No wonder Charlie Munger said,
To get what you want, you have to deserve what you want. The world is not yet a crazy enough place to reward a whole bunch of undeserving people.
When Kobe Bryant joined the Los Angeles Lakers in 1996, he was the rookie. He would be playing alongside experienced legends like Shaquille O’Neal, Eddie Jones, and Nick Van Exel.
And because of this, Kobe worked harder than anyone, practicing 4 hours or more per day.
It is this kind of commitment and drive that is necessary if you want to build a business, make a lot of money, and impact a lot of people.
That’s exactly why Craftsmen has a monthly roundtable where the men hold each other accountable to keep going!
#9 They don’t understand marketing
If you have zero experience in marketing, and you want to sell a course that makes you a lot of money, get a coach who knows marketing.
Nothing feels worse than to spend hours creating a product to find out you have no idea how to get people to buy it.
I could spend the next 3 hours explaining various marketing methods but instead I’m going to tell you a story.

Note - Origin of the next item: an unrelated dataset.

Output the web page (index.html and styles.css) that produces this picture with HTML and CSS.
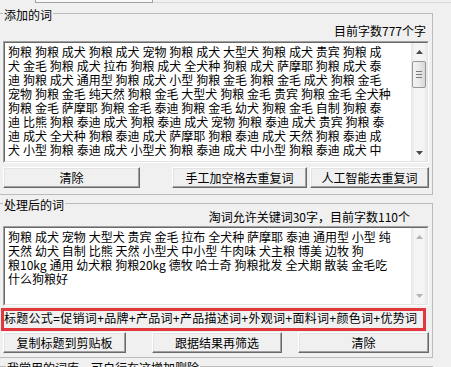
FILE: index.html
```html
<!DOCTYPE html>
<html lang="zh-CN">
<head>
<meta charset="utf-8">
<title>词处理</title>
<link rel="stylesheet" href="styles.css">
</head>
<body>
<div class="topstrip"><div class="tab-a"></div><div class="tab-b"></div></div>

<fieldset class="group g1">
  <legend>添加的词</legend>
  <div class="count c1">目前字数777个字</div>
  <div class="textbox tb1">
    <div class="inner">
      <div class="text">
        <div>狗粮 狗粮 成犬 狗粮 成犬 宠物 狗粮 成犬 大型犬 狗粮 成犬 贵宾 狗粮 成</div>
        <div>犬 金毛 狗粮 成犬 拉布 狗粮 成犬 全犬种 狗粮 成犬 萨摩耶 狗粮 成犬 泰</div>
        <div>迪 狗粮 成犬 通用型 狗粮 成犬 小型 狗粮 金毛 狗粮 金毛 成犬 狗粮 金毛</div>
        <div>宠物 狗粮 金毛 纯天然 狗粮 金毛 大型犬 狗粮 金毛 贵宾 狗粮 金毛 全犬种</div>
        <div>狗粮 金毛 萨摩耶 狗粮 金毛 泰迪 狗粮 金毛 幼犬 狗粮 金毛 自制 狗粮 泰</div>
        <div>迪 比熊 狗粮 泰迪 成犬 狗粮 泰迪 成犬 宠物 狗粮 泰迪 成犬 贵宾 狗粮 泰</div>
        <div>迪 成犬 全犬种 狗粮 泰迪 成犬 萨摩耶 狗粮 泰迪 成犬 天然 狗粮 泰迪 成</div>
        <div>犬 小型 狗粮 泰迪 成犬 小型犬 狗粮 泰迪 成犬 中小型 狗粮 泰迪 成犬 中</div>
      </div>
      <div class="vscroll">
        <span class="sbtn"><svg width="7" height="4" viewBox="0 0 7 4"><polygon points="0,4 3.5,0 7,4" fill="#4a4a4a"/></svg></span>
        <span class="thumb"><svg width="6" height="7" viewBox="0 0 6 7"><rect x="0" y="0" width="6" height="1" fill="#7a7a7a"/><rect x="0" y="3" width="6" height="1" fill="#7a7a7a"/><rect x="0" y="6" width="6" height="1" fill="#7a7a7a"/></svg></span>
        <span class="track-fill"></span>
        <span class="sbtn"><svg width="7" height="4" viewBox="0 0 7 4"><polygon points="0,0 7,0 3.5,4" fill="#4a4a4a"/></svg></span>
      </div>
    </div>
  </div>
  <div class="btnrow r1">
    <button class="btn b-clear1">清除</button>
    <button class="btn b-manual">手工加空格去重复词</button>
    <button class="btn b-ai">人工智能去重复词</button>
  </div>
</fieldset>

<fieldset class="group g2">
  <legend>处理后的词</legend>
  <div class="count c2">淘词允许关键词30字，目前字数110个</div>
  <div class="textbox tb2">
    <div class="inner">
      <div class="text">
        <div>狗粮 成犬 宠物 大型犬 贵宾 金毛 拉布 全犬种 萨摩耶 泰迪 通用型 小型 纯</div>
        <div>天然 幼犬 自制 比熊 天然 小型犬 中小型 牛肉味 犬主粮 博美 边牧 狗</div>
        <div>粮10kg 通用 幼犬粮 狗粮20kg 德牧 哈士奇 狗粮批发 全犬期 散装 金毛吃</div>
        <div>什么狗粮好</div>
      </div>
      <div class="vscroll">
        <span class="sbtn"><svg width="7" height="4" viewBox="0 0 7 4"><polygon points="0,4 3.5,0 7,4" fill="#b4b4b4"/></svg></span>
        <span class="track-fill"></span>
        <span class="sbtn"><svg width="7" height="4" viewBox="0 0 7 4"><polygon points="0,0 7,0 3.5,4" fill="#b4b4b4"/></svg></span>
      </div>
    </div>
  </div>
  <div class="formula">标题公式=促销词+品牌+产品词+产品描述词+外观词+面料词+颜色词+优势词</div>
  <div class="btnrow r2">
    <button class="btn b-copy">复制标题到剪贴板</button>
    <button class="btn b-filter">跟据结果再筛选</button>
    <button class="btn b-clear2">清除</button>
  </div>
</fieldset>

<fieldset class="group g3">
  <legend>我常用的词库，可自行在这增加删除</legend>
</fieldset>
</body>
</html>
```

FILE: styles.css
```css
* { box-sizing: border-box; }
html, body { margin: 0; padding: 0; }
body {
  width: 451px;
  height: 367px;
  overflow: hidden;
  background: #f0f0f0;
  font-family: "Noto Sans CJK SC", "Noto Sans", sans-serif;
  font-size: 12px;
  color: #000;
}

.topstrip { display: flex; height: 3px; }
.tab-a {
  margin-left: 35px;
  width: 118px;
  border: 1px solid #a0a0a0;
  border-top: 0;
  background: #f9f9f9;
}
.tab-b {
  flex: 1;
  border-bottom: 1px solid #d8d8d8;
}

.group {
  margin: 0 0 0 -1px;
  width: 434px;
  min-width: 0;
  border: 1px solid #bcbcbc;
  padding: 0 3px;
}
.group legend {
  padding: 4px 1px 0;
  line-height: 12px;
  font-size: 12px;
}
.g1 { margin-top: 2px; padding-bottom: 6px; }
.g2 { padding-bottom: 4px; }
.g3 legend { margin-left: 3px; }

.count { text-align: right; }
.c1 { line-height: 14px; margin: 3px 3px 3px 0; }
.c2 { line-height: 12px; margin: 0 19px 3px 0; }

.textbox {
  background: #fff;
  border: 1px solid;
  border-color: #a0a0a0 #ffffff #ffffff #a0a0a0;
}
.textbox .inner {
  display: flex;
  height: 100%;
  border: 1px solid;
  border-color: #696969 #e3e3e3 #e3e3e3 #696969;
}
.tb1 { height: 122px; }
.tb2 { height: 80px; }

.text {
  flex: 1;
  min-width: 0;
  padding: 2px 0 0 3px;
  line-height: 14px;
  overflow: hidden;
}
.text > div {
  white-space: nowrap;
  word-spacing: 0.2px;
}

.vscroll {
  width: 16px;
  flex: none;
  display: flex;
  flex-direction: column;
  background: linear-gradient(to right, #e6e6e6, #f5f5f5 25%, #f5f5f5 75%, #ebebeb);
}
.sbtn {
  height: 17px;
  flex: none;
  display: flex;
  align-items: center;
  justify-content: center;
}
.thumb {
  margin: 1px 1px 0 1px;
  height: 27px;
  flex: none;
  border: 1px solid #979797;
  border-radius: 2px;
  background: linear-gradient(to right, #f4f4f4, #e9e9e9 50%, #d8d8d8);
  display: flex;
  align-items: center;
  justify-content: center;
}
.track-fill { flex: 1; }

.btnrow { display: flex; height: 21px; }
.r1 { margin-top: 4px; }
.r2 { margin-top: 1px; }
.btn {
  height: 21px;
  padding: 0;
  font-family: inherit;
  font-size: 12px;
  line-height: 17px;
  color: #000;
  background: #f0f0f0;
  border: 1px solid;
  border-color: #ffffff #696969 #696969 #ffffff;
  box-shadow: inset -1px -1px 0 #a0a0a0, inset 1px 1px 0 #e3e3e3;
}
.b-clear1 { width: 137px; margin-right: 32px; }
.b-manual { width: 135px; margin-right: 3px; }
.b-ai { width: 119px; }
.b-copy { width: 123px; margin-right: 26px; }
.b-filter { width: 130px; margin-right: 16px; }
.b-clear2 { width: 131px; }

.formula {
  margin: 2px 0 0 -2px;
  width: 425px;
  height: 23px;
  border: 3px solid #e2383d;
  padding-left: 0;
  font-family: "Liberation Sans", "Noto Sans CJK SC", sans-serif;
  letter-spacing: 0.25px;
  line-height: 17px;
  white-space: nowrap;
  overflow: hidden;
}
```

I’ve done $10.2 million in gross profits–not revenue–gross profits from course sales.
But what most people don't realize is when I launched my first course, no one bought it. No one cared. My sales did not take off until I paid for a mentor. The 8 grand I spent made me $10.2 million.
Think about that for a minute. You could put 1,275 eight grands into 10.2 million. That mentor multiplied my investment by 1,275 times.
If a casino announced that it guarantees you a 1,275 return on your money, the entire world would be on that casino’s doorstep.
When you invest in yourself by getting a mentor or getting training, you pull the future toward you. You accelerate your learning process.
What would you rather have? Trying and failing for 5 years until you finally figure it out? Or paying a mentor who can 1,275 times your investment?